De no ser por la llegada de los conquistadores; es probable que esta zona se anexara luego por el imperio inca, en aquel entonces en plena expansión.
Fue precisamente uno de aquellos indígenas raizales, un cacique que adoptó el nombre español de Pedro Henao; el protagonista de otra aventura cuyo registro fragmentario es apenas conocido.
Su historia recuerda la del cacique Turmequé; ya que como aquel tunjano, este indio cuaiquer también cruzó el Atlántico para entrevistarse con el mismísimo Felipe II; y quejarse del mal trato a los indios por parte de los encomenderos.

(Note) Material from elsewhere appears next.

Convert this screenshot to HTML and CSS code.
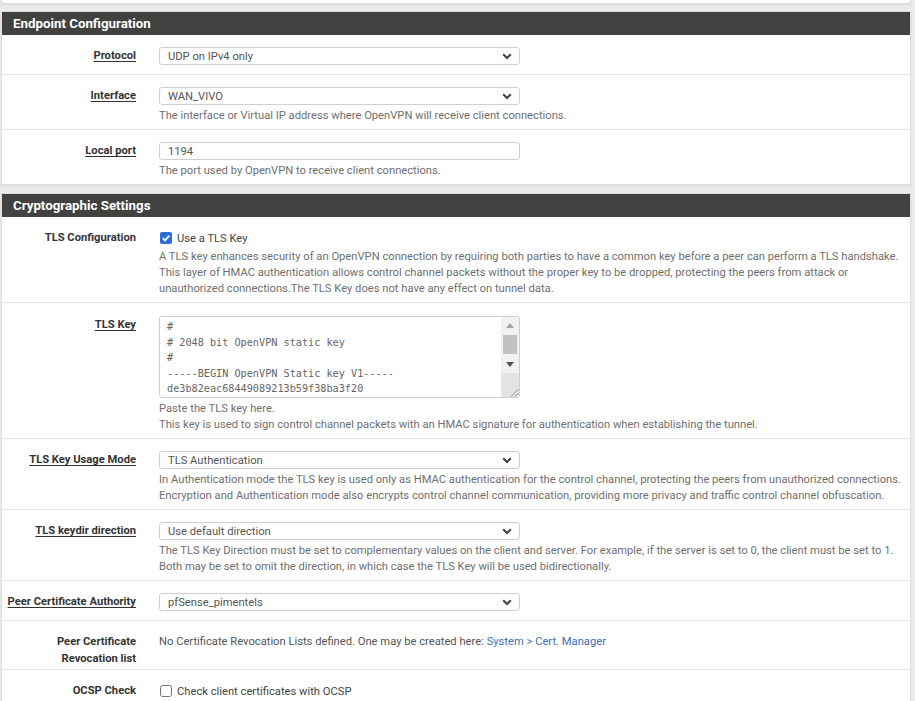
FILE: index.html
```html
<!DOCTYPE html>
<html lang="en">
<head>
<meta charset="utf-8">
<title>OpenVPN Server</title>
<link rel="stylesheet" href="styles.css">
</head>
<body>
<div class="page">
  <div class="panel panel-prev"></div>

  <section class="panel">
    <h2 class="panel-heading">Endpoint Configuration</h2>
    <div class="row">
      <div class="lbl"><span class="req">Protocol</span></div>
      <div class="ctl">
        <div class="select"><span>UDP on IPv4 only</span><svg class="chev" width="10" height="7" viewBox="0 0 10 7"><path d="M1.2 1.3 L5 5.1 L8.8 1.3" fill="none" stroke="#444" stroke-width="2.1"/></svg></div>
      </div>
    </div>
    <div class="row">
      <div class="lbl"><span class="req">Interface</span></div>
      <div class="ctl">
        <div class="select"><span>WAN_VIVO</span><svg class="chev" width="10" height="7" viewBox="0 0 10 7"><path d="M1.2 1.3 L5 5.1 L8.8 1.3" fill="none" stroke="#444" stroke-width="2.1"/></svg></div>
        <p class="help">The interface or Virtual IP address where OpenVPN will receive client connections.</p>
      </div>
    </div>
    <div class="row">
      <div class="lbl"><span class="req">Local port</span></div>
      <div class="ctl">
        <div class="input">1194</div>
        <p class="help">The port used by OpenVPN to receive client connections.</p>
      </div>
    </div>
  </section>

  <section class="panel">
    <h2 class="panel-heading">Cryptographic Settings</h2>
    <div class="row">
      <div class="lbl">TLS Configuration</div>
      <div class="ctl">
        <div class="check-line">
          <svg class="cb" width="12" height="12" viewBox="0 0 12 12"><rect x="0" y="0" width="12" height="12" rx="2" fill="#2a6fdb"/><path d="M2.8 6.2 L5 8.4 L9.3 3.6" fill="none" stroke="#fff" stroke-width="1.8"/></svg>
          <span>Use a TLS Key</span>
        </div>
        <p class="help help-check">A TLS key enhances security of an OpenVPN connection by requiring both parties to have a common key before a peer can perform a TLS handshake.<br>This layer of HMAC authentication allows control channel packets without the proper key to be dropped, protecting the peers from attack or<br>unauthorized connections.The TLS Key does not have any effect on tunnel data.</p>
      </div>
    </div>
    <div class="row row-ta">
      <div class="lbl"><span class="req">TLS Key</span></div>
      <div class="ctl">
        <div class="textarea">
          <div class="ta-text">#
# 2048 bit OpenVPN static key
#
-----BEGIN OpenVPN Static key V1-----
de3b82eac68449089213b59f38ba3f20</div>
          <div class="ta-scroll">
            <div class="sb-btn"><svg width="8" height="5" viewBox="0 0 8 5"><path d="M0 5 L4 0 L8 5 Z" fill="#a3a3a3"/></svg></div>
            <div class="sb-track"><div class="sb-thumb"></div></div>
            <div class="sb-btn"><svg width="8" height="5" viewBox="0 0 8 5"><path d="M0 0 L8 0 L4 5 Z" fill="#505050"/></svg></div>
            <div class="sb-corner"><svg width="10" height="10" viewBox="0 0 10 10"><path d="M9.5 2 L2 9.5 M9.5 6 L6 9.5" stroke="#8c8c8c" stroke-width="1"/></svg></div>
          </div>
        </div>
        <p class="help">Paste the TLS key here.<br>This key is used to sign control channel packets with an HMAC signature for authentication when establishing the tunnel.</p>
      </div>
    </div>
    <div class="row">
      <div class="lbl"><span class="req">TLS Key Usage Mode</span></div>
      <div class="ctl">
        <div class="select"><span>TLS Authentication</span><svg class="chev" width="10" height="7" viewBox="0 0 10 7"><path d="M1.2 1.3 L5 5.1 L8.8 1.3" fill="none" stroke="#444" stroke-width="2.1"/></svg></div>
        <p class="help">In Authentication mode the TLS key is used only as HMAC authentication for the control channel, protecting the peers from unauthorized connections.<br>Encryption and Authentication mode also encrypts control channel communication, providing more privacy and traffic control channel obfuscation.</p>
      </div>
    </div>
    <div class="row">
      <div class="lbl"><span class="req">TLS keydir direction</span></div>
      <div class="ctl">
        <div class="select"><span>Use default direction</span><svg class="chev" width="10" height="7" viewBox="0 0 10 7"><path d="M1.2 1.3 L5 5.1 L8.8 1.3" fill="none" stroke="#444" stroke-width="2.1"/></svg></div>
        <p class="help">The TLS Key Direction must be set to complementary values on the client and server. For example, if the server is set to 0, the client must be set to 1.<br>Both may be set to omit the direction, in which case the TLS Key will be used bidirectionally.</p>
      </div>
    </div>
    <div class="row">
      <div class="lbl"><span class="req">Peer Certificate Authority</span></div>
      <div class="ctl">
        <div class="select"><span>pfSense_pimentels</span><svg class="chev" width="10" height="7" viewBox="0 0 10 7"><path d="M1.2 1.3 L5 5.1 L8.8 1.3" fill="none" stroke="#444" stroke-width="2.1"/></svg></div>
      </div>
    </div>
    <div class="row row-text">
      <div class="lbl lbl-multi">Peer Certificate<br>Revocation list</div>
      <div class="ctl">
        <p class="plain">No Certificate Revocation Lists defined. One may be created here: <a class="link" href="#">System &gt; Cert. Manager</a></p>
      </div>
    </div>
    <div class="row">
      <div class="lbl">OCSP Check</div>
      <div class="ctl">
        <div class="check-line">
          <svg class="cb" width="12" height="12" viewBox="0 0 12 12"><rect x="0.5" y="0.5" width="11" height="11" rx="2" fill="#fff" stroke="#767676" stroke-width="1"/></svg>
          <span>Check client certificates with OCSP</span>
        </div>
      </div>
    </div>
  </section>
</div>
</body>
</html>
```

FILE: styles.css
```css
html, body {
  margin: 0;
  padding: 0;
}

body {
  background: #ebebeb;
  font-family: Roboto, "Liberation Sans", Arial, sans-serif;
  font-size: 11.2px;
  color: #333;
}

.page {
  padding: 0 4px 0 1px;
}

.panel {
  background: #fff;
  border: 1px solid #dedede;
  box-shadow: 0 1px 2px rgba(0, 0, 0, 0.07);
  margin-bottom: 8px;
}

.panel-prev {
  height: 3px;
  border-top: 0;
  margin-bottom: 7px;
}

.panel-heading {
  margin: 0;
  background: #414140;
  color: #fff;
  font-size: 13.3px;
  font-weight: 700;
  height: 23px;
  line-height: 23px;
  padding-left: 11px;
}

.row {
  display: flex;
  padding: 12px 0 5px;
  border-bottom: 1px solid #e4e4e4;
}

.row:last-child {
  border-bottom: 0;
}

.row-ta {
  padding-top: 13px;
}

.row-text {
  padding-bottom: 2px;
}

.lbl {
  flex: none;
  width: 134px;
  padding-right: 12px;
  text-align: right;
  font-weight: 700;
  line-height: 18px;
  white-space: nowrap;
  color: #333;
}

.lbl-multi {
  line-height: 17px;
}

.req {
  text-decoration: underline;
  text-underline-offset: 2px;
}

.ctl {
  flex: 1;
  min-width: 0;
  padding-left: 11px;
}

.select,
.input {
  box-sizing: border-box;
  width: 361px;
  height: 18px;
  margin-bottom: 4px;
  border: 1px solid #cfcfcf;
  border-radius: 3px;
  background: #fff;
  color: #555;
  display: flex;
  align-items: center;
  padding: 0 7px 0 8px;
}

.select {
  justify-content: space-between;
}

.chev {
  display: block;
}

.help {
  margin: -1px 0 0;
  line-height: 16px;
  color: #6f6f6f;
  white-space: nowrap;
}

.help-check {
  margin-top: 2px;
}

.plain {
  margin: 0;
  line-height: 17px;
  color: #555;
  white-space: nowrap;
}

.link {
  color: #3c70b6;
  text-decoration: none;
}

.check-line {
  display: flex;
  align-items: center;
  height: 18px;
  color: #444;
}

.cb {
  display: block;
  margin: 0 5px 0 1px;
}

.textarea {
  box-sizing: border-box;
  width: 361px;
  height: 82px;
  margin-bottom: 4px;
  border: 1px solid #cfcfcf;
  border-radius: 3px;
  display: flex;
  overflow: hidden;
}

.ta-text {
  flex: 1;
  padding: 2px 7px;
  font-family: "DejaVu Sans Mono", "Liberation Mono", monospace;
  font-size: 10.2px;
  line-height: 15.5px;
  color: #666;
  white-space: pre;
  overflow: hidden;
}

.ta-scroll {
  flex: none;
  width: 18px;
  background: #f1f1f1;
  display: flex;
  flex-direction: column;
}

.sb-btn {
  height: 17px;
  display: flex;
  align-items: center;
  justify-content: center;
}

.sb-track {
  height: 22px;
  padding: 1px 2px 2px;
  box-sizing: border-box;
}

.sb-thumb {
  height: 100%;
  background: #c1c1c1;
}

.sb-corner {
  flex: 1;
  background: #e4e4e4;
  display: flex;
  align-items: flex-end;
  justify-content: flex-end;
}

.sb-corner svg {
  display: block;
}
```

Se desconocen todas las peripecias que debió enfrentar este hombre en su largo camino; pero en el Archivo General de Indias de Sevilla consta que él personalmente entregó a Su Majestad su preciado memorial.
Ipiales, allá en los confines de Colombia, tiene uno de los monumentos religiosos más importantes del país; y en sus tierras quebradas se libraban importantes batallas incluso antes de la conquista española.
De todo aquello quedaron para celebrar las dos veces centenarias notas del «guay que sí, guay que no, la guaneña me engañó».